House Speaker Nancy Pelosi and Senate Majority Leader Harry Reid, the two Democratic leaders on Capitol Hill, have been chosen to receive the Franklin Delano Roosevelt Distinguished Public Service Award at a Washington gala on Wednesday celebrating the 75th anniversary of the New Deal.
The New Deal was launched during FDR's first 100 days in office, when Congress passed 15 major pieces of legislation to meet the crisis of the Great Depression.
Readers will recall that Mrs. Pelosi widely touted her first "100 hours," but not so much her first "100 days" in power. Once the latter milestone was reached, 70 percent of Americans contacted in one survey could not identify anything significant the 110th Congress had accomplished.
Now that he is no longer seeking the White House, former Arkansas Gov. Mike Huckabee has agreed to be keynote speaker for this summer's Shooting Sports Summit in Colorado Springs.
An avid outdoorsman, Mr. Huckabee ingratiated himself with Iowans the day after Christmas when he grabbed a 12-gauge shotgun and went pheasant hunting. He bagged not only a bird but also eventually 35 percent of the state's caucus votes — easily beating the rest of the Republican field, including the presumptive nominee John McCain. He finished fourth with 13 percent of the Jan. 3 vote.
Former Massachusetts Gov. Mitt Romney, who came in second in Iowa, tried telling voters that he, too, was a lifelong hunter, although he acknowledged later that he had hunted only a few times and did not own a gun.
The June 23-25 summit is sponsored by the National Shooting Sports Foundation.
In Wednesday's column, we had Sen. Jon Kyl, Arizona Republican, criticizing the majority of college freshmen and seniors who didn't know "that Yorktown brought the Revolutionary War to an end."

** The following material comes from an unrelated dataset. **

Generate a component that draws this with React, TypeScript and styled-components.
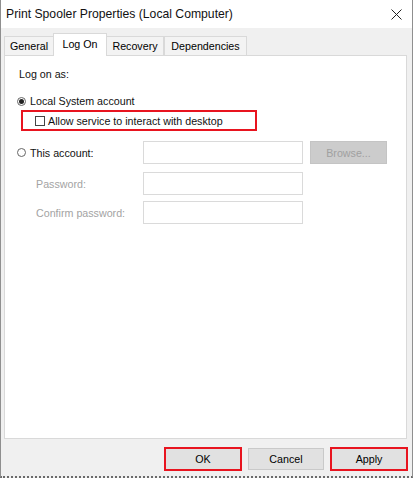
import React from "react";
import styled, { createGlobalStyle } from "styled-components";

const GlobalStyle = createGlobalStyle`
  html, body {
    margin: 0;
    padding: 0;
    background: #ffffff;
  }
  body {
    font-family: "Liberation Sans", Arial, sans-serif;
    font-size: 10.7px;
    color: #000;
  }
`;

const Window = styled.div`
  box-sizing: border-box;
  width: 413px;
  height: 478px;
  display: flex;
  flex-direction: column;
  border-left: 1px solid #8f8f8f;
  border-right: 1px solid #8f8f8f;
  border-bottom: 2px dotted #6a6a6a;
  background: #f0f0f0;
`;

const TitleBar = styled.div`
  height: 28px;
  flex: none;
  display: flex;
  align-items: center;
  justify-content: space-between;
  padding: 0 10px 0 5px;
  background: #ffffff;
`;

const Title = styled.span`
  font-size: 12.2px;
  color: #111;
`;

const CloseIcon = styled.svg`
  width: 11px;
  height: 11px;
  display: block;
`;

const Body = styled.div`
  flex: 1;
  display: flex;
  flex-direction: column;
  padding: 6px 5px 0 3px;
`;

const TabRow = styled.div`
  display: flex;
  align-items: flex-end;
  height: 22px;
  position: relative;
  z-index: 1;
  margin-bottom: -1px;
`;

const Tab = styled.div<{ $w: number; $active?: boolean }>`
  box-sizing: border-box;
  width: ${(p) => p.$w}px;
  height: ${(p) => (p.$active ? 23 : 20)}px;
  margin: ${(p) => (p.$active ? "0 -1px 0 -1px" : "0")};
  display: flex;
  align-items: center;
  justify-content: center;
  padding-bottom: ${(p) => (p.$active ? 3 : 1)}px;
  border: 1px solid #d9d9d9;
  border-bottom: ${(p) => (p.$active ? "none" : "1px solid #d9d9d9")};
  background: ${(p) => (p.$active ? "#ffffff" : "#f3f3f3")};
  font-size: 10.7px;
  color: #000;
`;

const Panel = styled.div`
  box-sizing: border-box;
  height: 384px;
  background: #ffffff;
  border: 1px solid #d9d9d9;
  padding: 11px 14px 0 14px;
  display: flex;
  flex-direction: column;
`;

const Text = styled.span<{ $muted?: boolean }>`
  font-size: 10.7px;
  line-height: 14px;
  color: ${(p) => (p.$muted ? "#a3a3a3" : "#111")};
  white-space: nowrap;
`;

const OptionRow = styled.div<{ $top: number }>`
  display: flex;
  align-items: center;
  gap: 4px;
  margin-top: ${(p) => p.$top}px;
  height: 14px;
`;

const Radio = styled.span<{ $checked?: boolean }>`
  box-sizing: border-box;
  width: 9px;
  height: 9px;
  margin-left: -2px;
  border-radius: 50%;
  border: 1px solid #666;
  background: #fff;
  display: flex;
  align-items: center;
  justify-content: center;
  flex: none;
  &::after {
    content: "";
    width: 5px;
    height: 5px;
    border-radius: 50%;
    background: ${(p) => (p.$checked ? "#222" : "transparent")};
  }
`;

const Highlight = styled.div`
  box-sizing: border-box;
  width: 236px;
  height: 21px;
  margin: 2px 0 0 2px;
  border: 2px solid #e8141f;
  display: flex;
  align-items: center;
  gap: 3px;
  padding-left: 12px;
`;

const Checkbox = styled.span`
  box-sizing: border-box;
  width: 10px;
  height: 10px;
  border: 1px solid #444;
  background: #fff;
  flex: none;
`;

const FieldRow = styled.div<{ $top: number }>`
  display: flex;
  align-items: center;
  height: 23px;
  margin-top: ${(p) => p.$top}px;
`;

const FieldLabel = styled.div<{ $indent?: number }>`
  width: 124px;
  flex: none;
  display: flex;
  align-items: center;
  gap: 4px;
  box-sizing: border-box;
  padding-left: ${(p) => p.$indent || 0}px;
`;

const Input = styled.div`
  box-sizing: border-box;
  width: 160px;
  height: 23px;
  background: #ffffff;
  border: 1px solid #dadada;
`;

const BrowseButton = styled.div`
  box-sizing: border-box;
  width: 77px;
  height: 23px;
  margin-left: 7px;
  background: #cccccc;
  border: 1px solid #c4c4c4;
  color: #a0a0a0;
  font-size: 10.7px;
  display: flex;
  align-items: center;
  justify-content: center;
`;

const Footer = styled.div`
  display: flex;
  justify-content: flex-end;
  align-items: center;
  gap: 6px;
  padding-top: 8px;
  margin-right: -1px;
`;

const Button = styled.div<{ $marked?: boolean }>`
  box-sizing: border-box;
  width: ${(p) => (p.$marked ? 78 : 76)}px;
  height: ${(p) => (p.$marked ? 24 : 22)}px;
  background: #e1e1e1;
  border: ${(p) => (p.$marked ? "2px solid #e8141f" : "1px solid #c9c9c9")};
  font-size: 10.7px;
  color: #000;
  display: flex;
  align-items: center;
  justify-content: center;
`;

const tabs = [
  { label: "General", w: 50 },
  { label: "Log On", w: 54 },
  { label: "Recovery", w: 58 },
  { label: "Dependencies", w: 83 },
];

export default function App() {
  return (
    <>
      <GlobalStyle />
      <Window>
        <TitleBar>
          <Title>Print Spooler Properties (Local Computer)</Title>
          <CloseIcon viewBox="0 0 11 11">
            <path d="M0.5 0.5 L10.5 10.5 M10.5 0.5 L0.5 10.5" stroke="#222" strokeWidth="1" fill="none" />
          </CloseIcon>
        </TitleBar>
        <Body>
          <TabRow>
            {tabs.map((t) => (
              <Tab key={t.label} $w={t.w} $active={t.label === "Log On"}>
                {t.label}
              </Tab>
            ))}
          </TabRow>
          <Panel>
            <Text>Log on as:</Text>
            <OptionRow $top={13}>
              <Radio $checked />
              <Text>Local System account</Text>
            </OptionRow>
            <Highlight>
              <Checkbox />
              <Text>Allow service to interact with desktop</Text>
            </Highlight>
            <FieldRow $top={10}>
              <FieldLabel>
                <Radio />
                <Text>This account:</Text>
              </FieldLabel>
              <Input />
              <BrowseButton>Browse...</BrowseButton>
            </FieldRow>
            <FieldRow $top={8}>
              <FieldLabel $indent={17}>
                <Text $muted>Password:</Text>
              </FieldLabel>
              <Input />
            </FieldRow>
            <FieldRow $top={6}>
              <FieldLabel $indent={17}>
                <Text $muted>Confirm password:</Text>
              </FieldLabel>
              <Input />
            </FieldRow>
          </Panel>
          <Footer>
            <Button $marked>OK</Button>
            <Button>Cancel</Button>
            <Button $marked>Apply</Button>
          </Footer>
        </Body>
      </Window>
    </>
  );
}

Indeed, most historians will tell you that the Battle of Yorktown, when Lord Cornwallis surrendered to George Washington, effectively ended the Revolutionary War.
Still, Mary Mostert, author of "A Hunger for Liberty Leads to the Declaration of Independence," now writes to Inside the Beltway to say that "there were still 30,000 British troops in America after Cornwallis' surrender" in 1781.
"The Revolutionary War did not end until the Paris Peace Treaty was signed in April of 1783," she says. "George Washington declared the war over on April 19, 1783."
Meanwhile, in the very last paragraph of yesterday's column, we had quoted former Vice President Walter Mondale as acknowledging that Jimmy Carter's administration was "criticized for many things," however "we told the truth, obeyed the law and kept the peace."
To which Olin Raymond Miers of Laurel adds: "Oh yeah, and gave away the Panama Canal."
Security personnel guarding the nation's nuclear power plants hopefully won't be sleeping on the job in light of a new rule enacted by the Nuclear Regulatory Commission that limits collective work-hour averages to 48 hours per person per week.
Reacts Danielle Brian, executive director of the Project On Government Oversight: "It is critically important that those who are guarding the nation's nuclear plants will now be fulfilling their mission without being exhausted."